Research


Our research activities aim at further improving both its functionality and its scalability. In addition to keeping up with the rapid new developments in parallel computing such as accelerators and partitioned global address space languages, research is also undertaken to expand the general understanding of parallel performance in simulation codes. The examples below summarize two ongoing projects aimed at increasing the expressive power of the analyses supported by Scalasca.

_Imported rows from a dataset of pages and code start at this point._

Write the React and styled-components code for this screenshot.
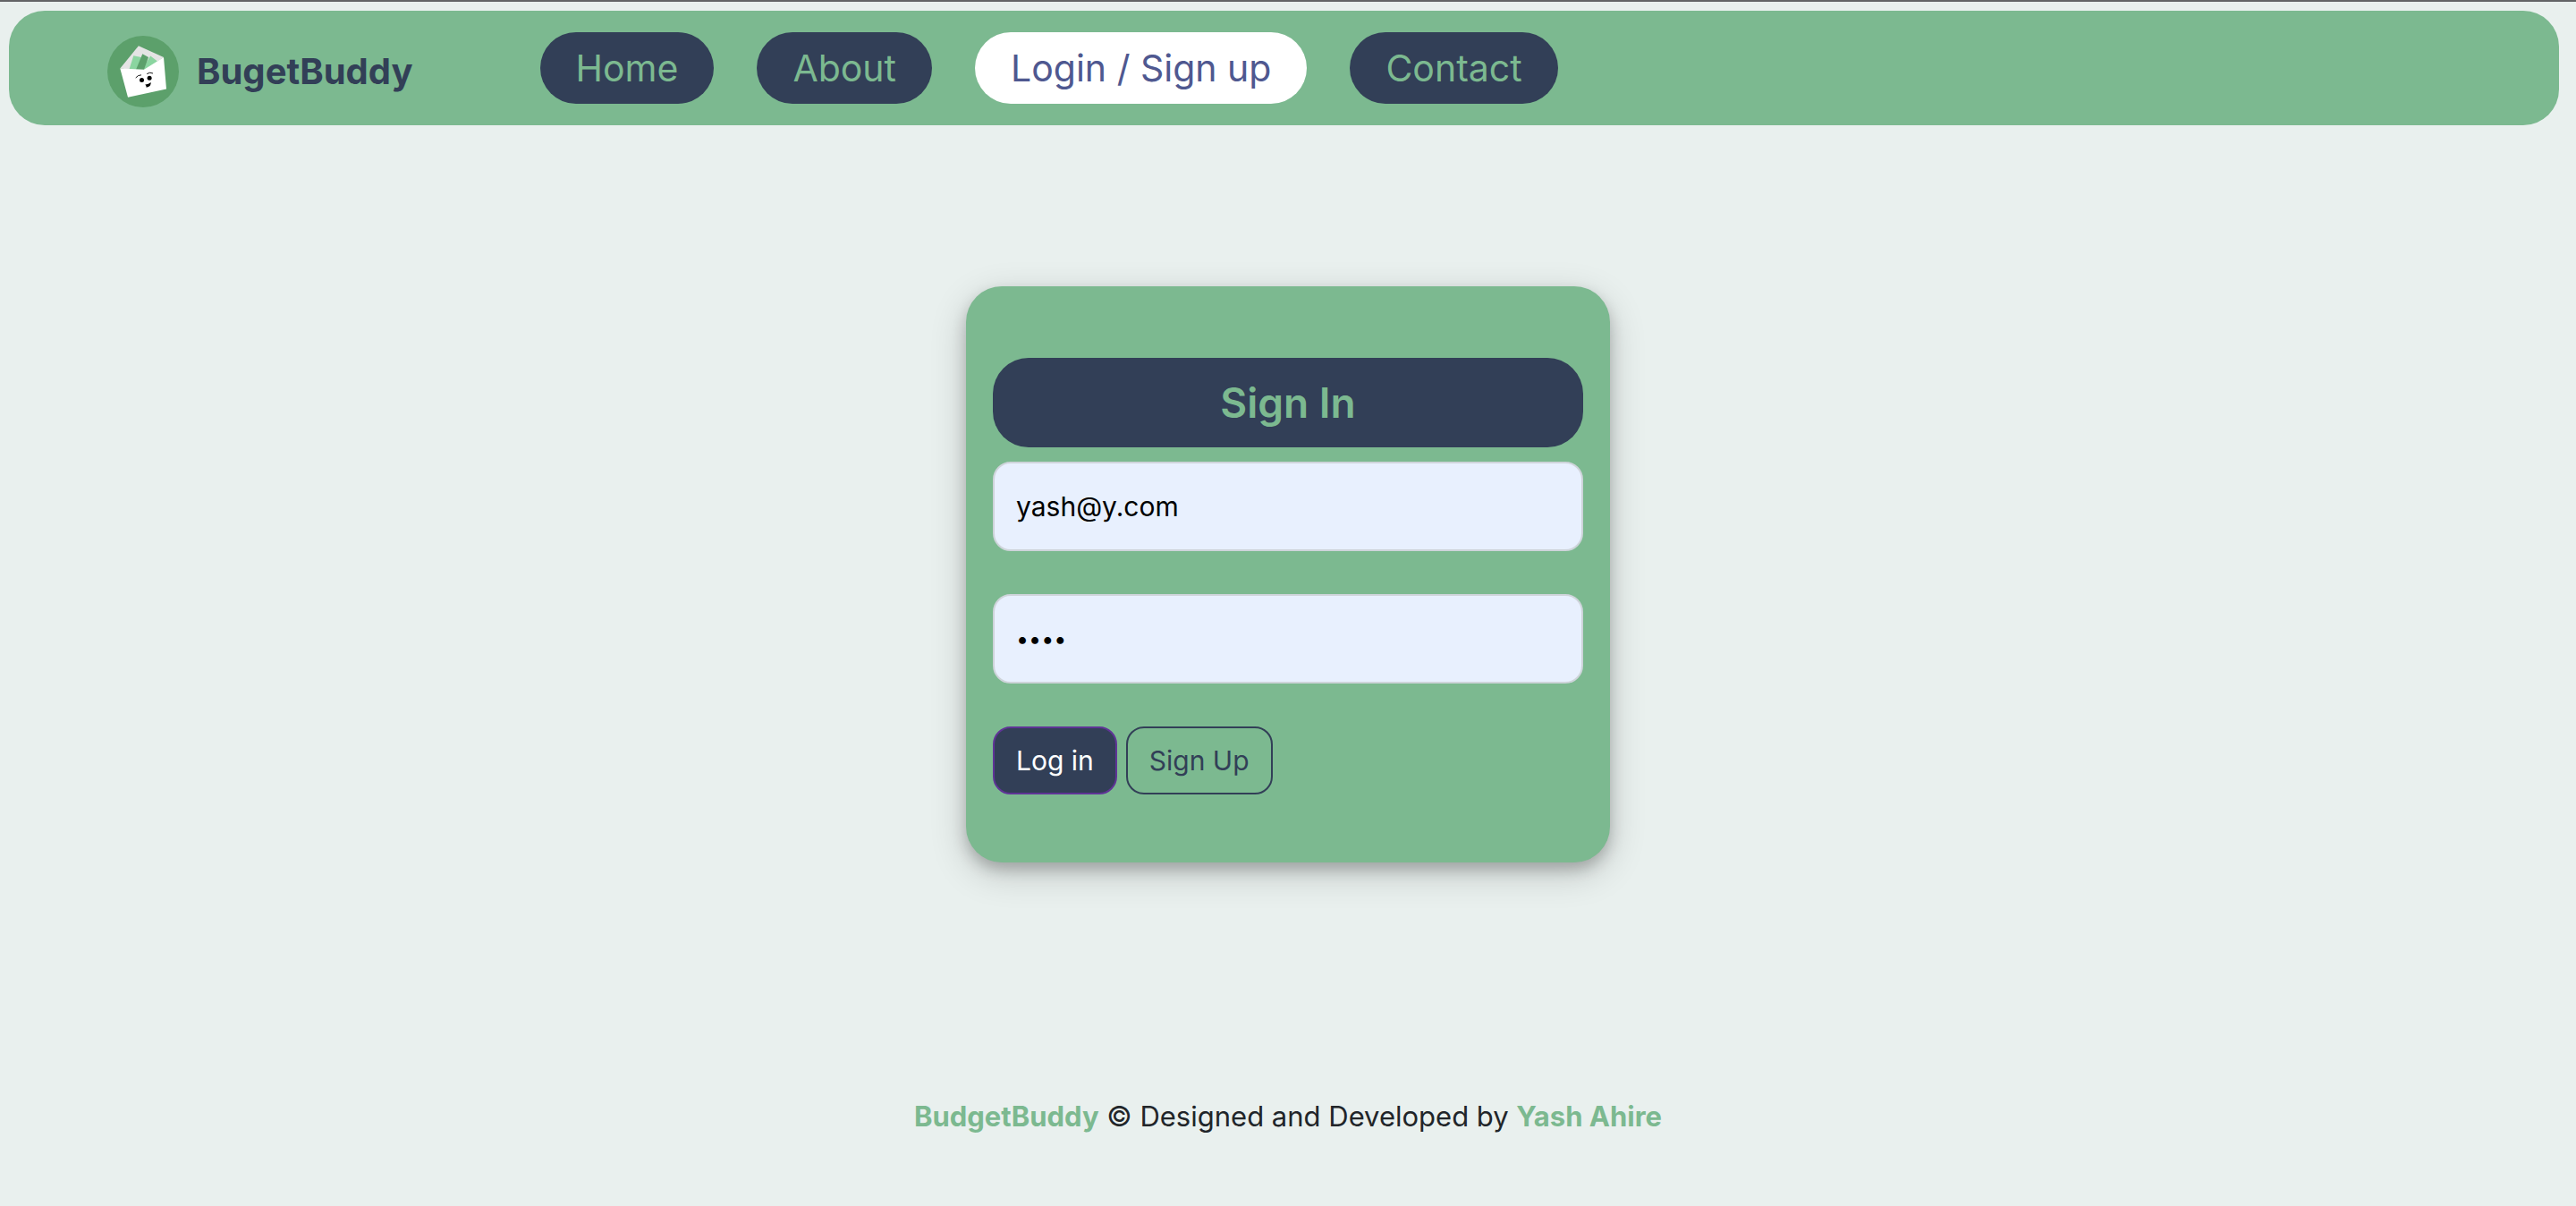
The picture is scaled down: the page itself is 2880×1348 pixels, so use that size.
import React, { useState } from "react";
import styled, { createGlobalStyle } from "styled-components";

const green = "#7cb990";
const navy = "#323f57";

const GlobalStyle = createGlobalStyle`
  *, *::before, *::after { box-sizing: border-box; }
  body {
    margin: 0;
    background: #e9f0ee;
    color: #212529;
    font-family: Inter, "Liberation Sans", sans-serif;
  }
`;

const Page = styled.div`
  display: flex;
  flex-direction: column;
  min-height: 100vh;
  border-top: 2px solid #636466;
`;

const Header = styled.header`
  display: flex;
  align-items: flex-start;
  gap: 142px;
  margin: 10px 19px 0 10px;
  padding: 24px 110px 20px;
  border-radius: 40px;
  background: ${green};
`;

const Brand = styled.a`
  display: flex;
  align-items: center;
  gap: 20px;
  margin-top: 4px;
  color: ${navy};
  font-size: 40px;
  line-height: 48px;
  font-weight: 700;
  text-decoration: none;
`;

const LogoArt = styled.svg`
  display: block;
  width: 80px;
  height: 80px;
`;

const Nav = styled.nav`
  display: flex;
  gap: 48px;
`;

const NavLink = styled.a`
  padding: 0 40px;
  border-radius: 40px;
  background: ${(p) => (p.$active ? "#ffffff" : navy)};
  color: ${(p) => (p.$active ? "#4f5890" : green)};
  font-size: 41px;
  line-height: 80px;
  text-decoration: none;
  white-space: nowrap;
`;

const Main = styled.main`
  display: flex;
  justify-content: center;
  padding-top: 180px;
`;

const Card = styled.form`
  display: flex;
  flex-direction: column;
  width: 100%;
  max-width: 720px;
  padding: 80px 30px 76px;
  border-radius: 40px;
  background: ${green};
  box-shadow: 0 8px 16px rgba(0, 0, 0, 0.2), 0 12px 40px rgba(0, 0, 0, 0.19);
`;

const Title = styled.h1`
  margin: 0 0 16px;
  border-radius: 40px;
  background: ${navy};
  color: ${green};
  font-size: 46px;
  line-height: 100px;
  font-weight: 600;
  text-align: center;
`;

const Input = styled.input`
  height: 100px;
  margin: 0 0 48px;
  padding: 0 24px;
  border: 2px solid #ced4da;
  border-radius: 20px;
  background: #e8f0fe;
  color: #000000;
  font-family: inherit;
  font-size: ${(p) => (p.type === "password" ? "25px" : "30px")};
`;

const Actions = styled.div`
  display: flex;
  gap: 10px;
`;

const Button = styled.button`
  padding: 0 24px;
  border: 2px solid ${(p) => (p.$primary ? "#5f3496" : navy)};
  border-radius: 20px;
  background: ${(p) => (p.$primary ? navy : "transparent")};
  color: ${(p) => (p.$primary ? "#ffffff" : navy)};
  font-family: inherit;
  font-size: 30px;
  line-height: 72px;
  cursor: pointer;
`;

const Footer = styled.footer`
  margin-top: 260px;
  padding: 0 24px 48px;
  font-size: 31px;
  line-height: 48px;
  text-align: center;
`;

const Accent = styled.strong`
  color: ${green};
  font-weight: 700;
`;

function Logo() {
  return (
    <LogoArt viewBox="0 0 80 80" aria-hidden="true">
      <circle cx="40" cy="40" r="40" fill="#5ca06b" />
      <path d="M14.3 36.4 34.9 11.2 63 24 41 39Z" fill="#e4e4e4" />
      <path d="M29.3 22.3 38 24 34 39H24Z" fill="#8bd5a0" />
      <path d="M48.2 22.5 56 28.5 44 39H38Z" fill="#8bd5a0" />
      <path d="M39.3 20.2 46 24 40.5 39H31.5Z" fill="#5ca06b" />
      <path d="M14.3 36.4 41 37.8 63 24 66 59.6 23 68.7Z" fill="#ffffff" />
      <circle cx="38.5" cy="49.5" r="2.5" />
      <circle cx="47.1" cy="47.3" r="2.5" />
      <path d="M31.7 47Q34 43.9 38 43.8M44.2 42.6Q47.5 40.2 51 42" fill="none" stroke="#000" strokeWidth="0.9" />
      <path d="M42.2 54.4Q46 54.6 48.7 52.1Q49 57.2 43.6 57.7Q43.9 55.8 42.2 54.4Z" />
    </LogoArt>
  );
}

const links = ["Home", "About", "Login / Sign up", "Contact"];

export default function App() {
  const [email, setEmail] = useState("yash@y.com");
  const [password, setPassword] = useState("yash");

  return (
    <>
      <GlobalStyle />
      <Page>
        <Header>
          <Brand href="#">
            <Logo />
            BugetBuddy
          </Brand>
          <Nav>
            {links.map((name) => (
              <NavLink key={name} href="#" $active={name === "Login / Sign up"}>
                {name}
              </NavLink>
            ))}
          </Nav>
        </Header>
        <Main>
          <Card onSubmit={(e) => e.preventDefault()}>
            <Title>Sign In</Title>
            <Input
              type="email"
              aria-label="Email"
              value={email}
              onChange={(e) => setEmail(e.target.value)}
            />
            <Input
              type="password"
              aria-label="Password"
              value={password}
              onChange={(e) => setPassword(e.target.value)}
            />
            <Actions>
              <Button type="submit" $primary>Log in</Button>
              <Button type="button">Sign Up</Button>
            </Actions>
          </Card>
        </Main>
        <Footer>
          <Accent>BudgetBuddy</Accent> © Designed and Developed by <Accent>Yash Ahire</Accent>
        </Footer>
      </Page>
    </>
  );
}
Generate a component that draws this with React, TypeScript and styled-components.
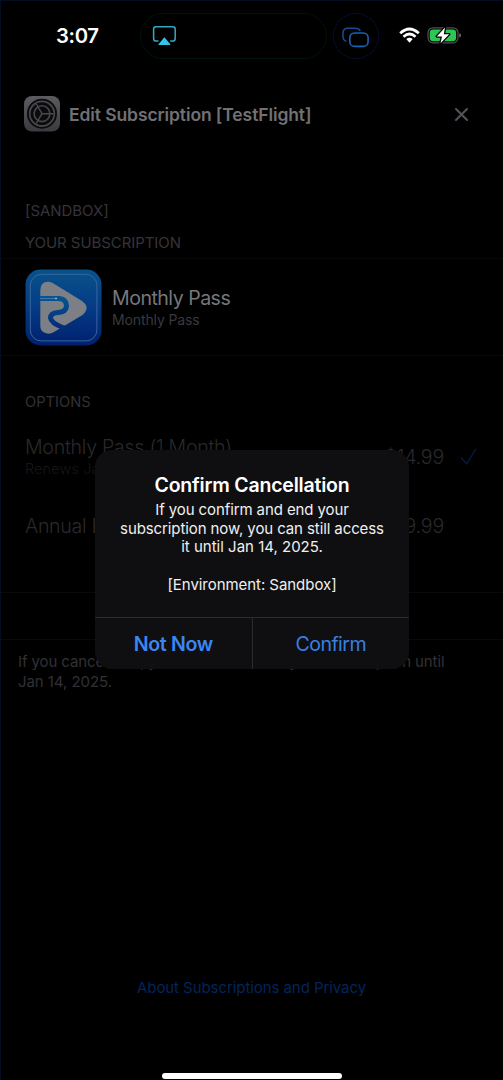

Time-series call-path profiling


As scientific parallel applications simulate the temporal evolution of a system, their progress occurs via discrete points in time. Accordingly, the core of such an application is typically a loop that advances the simulated time step by step. However, the performance behavior may vary between individual iterations, for example, due to periodically re-occurring extra activities or when the state of the computation adjusts to new conditions in so-called adaptive codes [1]. The figure below shows how much key performance metrics such as point-to-point communication may differ both across space and time.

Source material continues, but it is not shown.